Below are records; print only the lines from the line containing "Write the React, TypeScript" to the end, both included, reproduced exactly and without the pictures.

[Records contained in a dataset]
--
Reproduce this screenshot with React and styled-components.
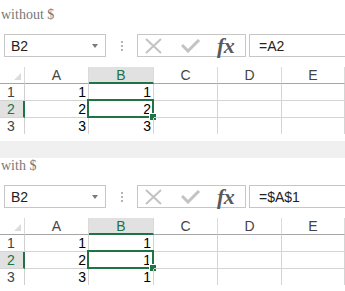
import React from "react";
import styled, { createGlobalStyle } from "styled-components";

const Global = createGlobalStyle`
  html, body { margin: 0; padding: 0; background: #fff; }
  body { font-family: "Liberation Sans", Arial, sans-serif; }
`;

const Page = styled.div`
  width: 345px;
  overflow: hidden;
`;

const Section = styled.section`
  padding-top: ${(p) => (p.$first ? 7 : 0)}px;
  padding-bottom: 7px;
`;

const Label = styled.div`
  font-family: "Liberation Serif", "Times New Roman", serif;
  font-size: 14px;
  line-height: 16px;
  color: #777;
  padding-left: 1px;
  margin-bottom: 11px;
`;

const Band = styled.div`
  height: 17px;
  background: #f0f0f0;
`;

const Toolbar = styled.div`
  display: flex;
  align-items: stretch;
  height: 23px;
  padding-left: 4px;
  margin-bottom: 10px;
`;

const NameBox = styled.div`
  border: 1px solid #c6c6c6;
  display: flex;
  align-items: center;
  justify-content: space-between;
  padding: 0 6px 0 6px;
  box-sizing: border-box;
  width: 102px;
  font-size: 14px;
  color: #222;
`;

const Caret = styled.span`
  width: 0;
  height: 0;
  border-left: 3.5px solid transparent;
  border-right: 3.5px solid transparent;
  border-top: 4px solid #7a7a7a;
  margin-right: 1px;
`;

const Dots = styled.div`
  width: 31px;
  display: flex;
  flex-direction: column;
  align-items: center;
  justify-content: center;
  gap: 2px;
`;

const Dot = styled.span`
  width: 2px;
  height: 2px;
  background: #b4b4b4;
`;

const ButtonGroup = styled.div`
  width: 109px;
  box-sizing: border-box;
  border: 1px solid #c6c6c6;
  display: flex;
  align-items: center;
  padding-left: 7px;
`;

const IconSlot = styled.span`
  width: ${(p) => p.$w}px;
  display: flex;
  align-items: center;
  justify-content: flex-start;
`;

const Fx = styled.span`
  font-family: "Liberation Serif", "Times New Roman", serif;
  font-style: italic;
  font-weight: bold;
  font-size: 22px;
  line-height: 20px;
  color: #5a5a5a;
  letter-spacing: -0.5px;
  margin-top: 1px;
`;

const FormulaBox = styled.div`
  flex: 1;
  margin-left: 3px;
  margin-right: -4px;
  border: 1px solid #c6c6c6;
  display: flex;
  align-items: center;
  padding-left: 9px;
  font-size: 14px;
  color: #222;
`;

const Grid = styled.div`
  display: grid;
  grid-template-columns: 25px 64px 65px 64px 64px 63px;
`;

const Corner = styled.div`
  position: relative;
  height: 16px;
  border-right: 1px solid #dadada;
  border-bottom: 1px solid #a6a6a6;
`;

const CornerTri = styled.span`
  position: absolute;
  right: 3px;
  bottom: 3px;
  width: 0;
  height: 0;
  border-left: 7px solid transparent;
  border-bottom: 7px solid #dcdcdc;
`;

const ColHead = styled.div`
  height: ${(p) => (p.$sel ? 15 : 16)}px;
  line-height: 16px;
  text-align: center;
  font-size: 14px;
  color: ${(p) => (p.$sel ? "#217346" : "#444")};
  background: ${(p) => (p.$sel ? "#e1e1e1" : "#fff")};
  border-right: 1px solid #dadada;
  border-bottom: ${(p) => (p.$sel ? "2px solid #217346" : "1px solid #a6a6a6")};
`;

const RowHead = styled.div`
  height: 16px;
  line-height: 17px;
  font-size: 14px;
  padding-left: 7px;
  color: ${(p) => (p.$sel ? "#217346" : "#444")};
  background: ${(p) => (p.$sel ? "#e1e1e1" : "#fff")};
  border-right: ${(p) => (p.$sel ? "2px solid #217346" : "1px solid #d0d0d0")};
  width: ${(p) => (p.$sel ? 16 : 17)}px;
  border-bottom: ${(p) => (p.$last ? "none" : "1px solid #d4d4d4")};
`;

const Cell = styled.div`
  position: relative;
  height: 16px;
  line-height: 17px;
  font-size: 14px;
  color: #000;
  text-align: right;
  padding-right: 2px;
  border-right: 1px solid #d4d4d4;
  border-bottom: ${(p) => (p.$last ? "none" : "1px solid #d4d4d4")};
`;

const Selection = styled.span`
  position: absolute;
  left: -2px;
  top: -2px;
  right: -1px;
  bottom: -1px;
  border: 2px solid #217346;
  pointer-events: none;
`;

const Handle = styled.span`
  position: absolute;
  right: -5px;
  bottom: -5px;
  width: 6px;
  height: 6px;
  background: #217346;
  border: 1px solid #fff;
`;

const XIcon = () => (
  <svg width="18" height="16" viewBox="0 0 18 16">
    <path d="M1 1 L16 15 M16 1 L1 15" stroke="#c3c3c3" strokeWidth="2" fill="none" />
  </svg>
);

const CheckIcon = () => (
  <svg width="20" height="14" viewBox="0 0 20 14">
    <path d="M1 6 L7 12 L18 1" stroke="#c3c3c3" strokeWidth="3" fill="none" />
  </svg>
);

function Sheet({ label, formula, values, first }) {
  const cols = ["A", "B", "C", "D", "E"];
  return (
    <Section $first={first}>
      <Label>{label}</Label>
      <Toolbar>
        <NameBox>
          <span>B2</span>
          <Caret />
        </NameBox>
        <Dots>
          <Dot />
          <Dot />
          <Dot />
        </Dots>
        <ButtonGroup>
          <IconSlot $w={36}>
            <XIcon />
          </IconSlot>
          <IconSlot $w={36}>
            <CheckIcon />
          </IconSlot>
          <IconSlot $w={24}>
            <Fx>fx</Fx>
          </IconSlot>
        </ButtonGroup>
        <FormulaBox>{formula}</FormulaBox>
      </Toolbar>
      <Grid>
        <Corner>
          <CornerTri />
        </Corner>
        {cols.map((c) => (
          <ColHead key={c} $sel={c === "B"}>
            {c}
          </ColHead>
        ))}
        {values.map((row, i) => {
          const last = i === values.length - 1;
          return (
            <React.Fragment key={i}>
              <RowHead $sel={i === 1} $last={last}>
                {i + 1}
              </RowHead>
              <Cell $last={last}>{row[0]}</Cell>
              <Cell $last={last}>
                {row[1]}
                {i === 1 && (
                  <Selection>
                    <Handle />
                  </Selection>
                )}
              </Cell>
              <Cell $last={last} />
              <Cell $last={last} />
              <Cell $last={last} />
            </React.Fragment>
          );
        })}
      </Grid>
    </Section>
  );
}

export default function App() {
  return (
    <Page>
      <Global />
      <Sheet
        first
        label="without $"
        formula="=A2"
        values={[
          [1, 1],
          [2, 2],
          [3, 3],
        ]}
      />
      <Band />
      <Sheet
        label="with $"
        formula="=$A$1"
        values={[
          [1, 1],
          [2, 1],
          [3, 1],
        ]}
      />
    </Page>
  );
}
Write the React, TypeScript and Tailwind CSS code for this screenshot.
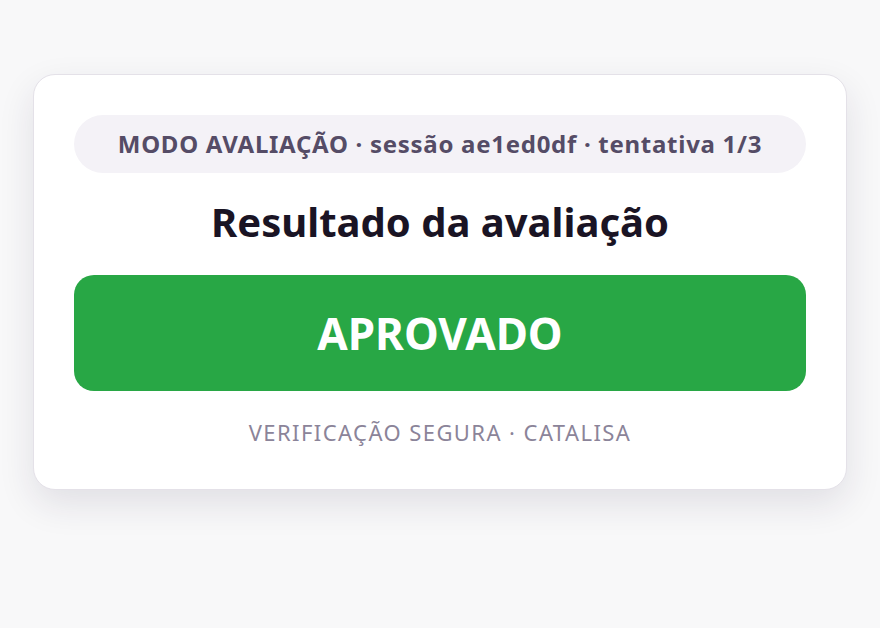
export default function App() {
  return (
    <div
      className="min-h-screen w-full bg-[#f8f8f9] px-[33px] pt-[74px]"
      style={{ fontFamily: '"Noto Sans", "Open Sans", sans-serif' }}
    >
      <div className="rounded-[22px] border border-[#e4e1e8] bg-white p-10 shadow-[0_14px_36px_rgba(40,30,60,0.11)]">
        <div className="flex h-[58px] items-center justify-center rounded-full bg-[#f4f2f7] text-[24px] font-bold tracking-[0.03em] text-[#554c66]">
          MODO AVALIAÇÃO · sessão ae1ed0df · tentativa 1/3
        </div>
        <h1 className="mt-[23px] text-center text-[40px] font-bold leading-[52px] text-[#1a1424]">
          Resultado da avaliação
        </h1>
        <div className="mt-[27px] flex h-[116px] items-center justify-center rounded-[20px] bg-[#28a745] text-[44px] font-bold text-white">
          APROVADO
        </div>
        <p className="mt-[25px] text-center text-[22px] leading-[33px] tracking-[0.065em] text-[#8b8499]">
          VERIFICAÇÃO SEGURA · CATALISA
        </p>
      </div>
    </div>
  );
}
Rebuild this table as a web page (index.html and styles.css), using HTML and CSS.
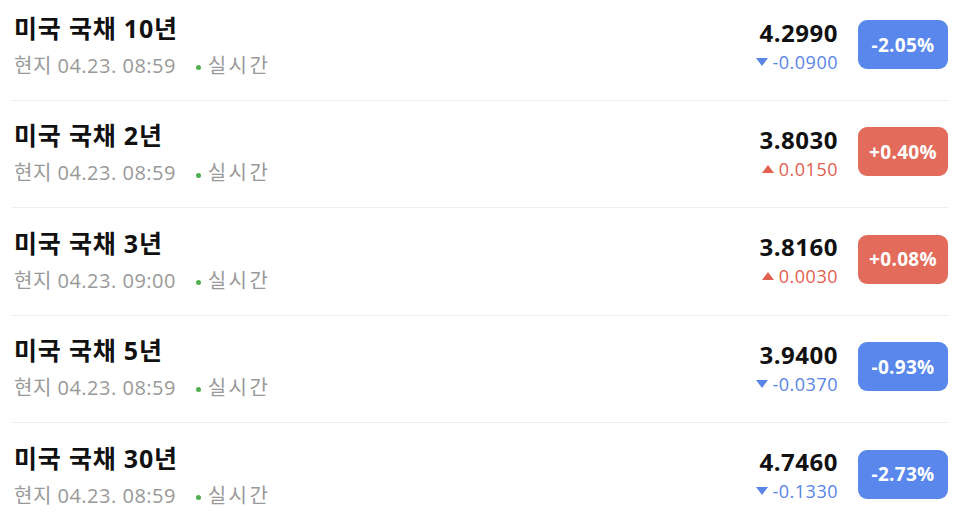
--
Final answer
Write the React, TypeScript and Tailwind CSS code for this screenshot.
export default function App() {
  return (
    <div
      className="min-h-screen w-full bg-[#f8f8f9] px-[33px] pt-[74px]"
      style={{ fontFamily: '"Noto Sans", "Open Sans", sans-serif' }}
    >
      <div className="rounded-[22px] border border-[#e4e1e8] bg-white p-10 shadow-[0_14px_36px_rgba(40,30,60,0.11)]">
        <div className="flex h-[58px] items-center justify-center rounded-full bg-[#f4f2f7] text-[24px] font-bold tracking-[0.03em] text-[#554c66]">
          MODO AVALIAÇÃO · sessão ae1ed0df · tentativa 1/3
        </div>
        <h1 className="mt-[23px] text-center text-[40px] font-bold leading-[52px] text-[#1a1424]">
          Resultado da avaliação
        </h1>
        <div className="mt-[27px] flex h-[116px] items-center justify-center rounded-[20px] bg-[#28a745] text-[44px] font-bold text-white">
          APROVADO
        </div>
        <p className="mt-[25px] text-center text-[22px] leading-[33px] tracking-[0.065em] text-[#8b8499]">
          VERIFICAÇÃO SEGURA · CATALISA
        </p>
      </div>
    </div>
  );
}
Rebuild this table as a web page (index.html and styles.css), using HTML and CSS.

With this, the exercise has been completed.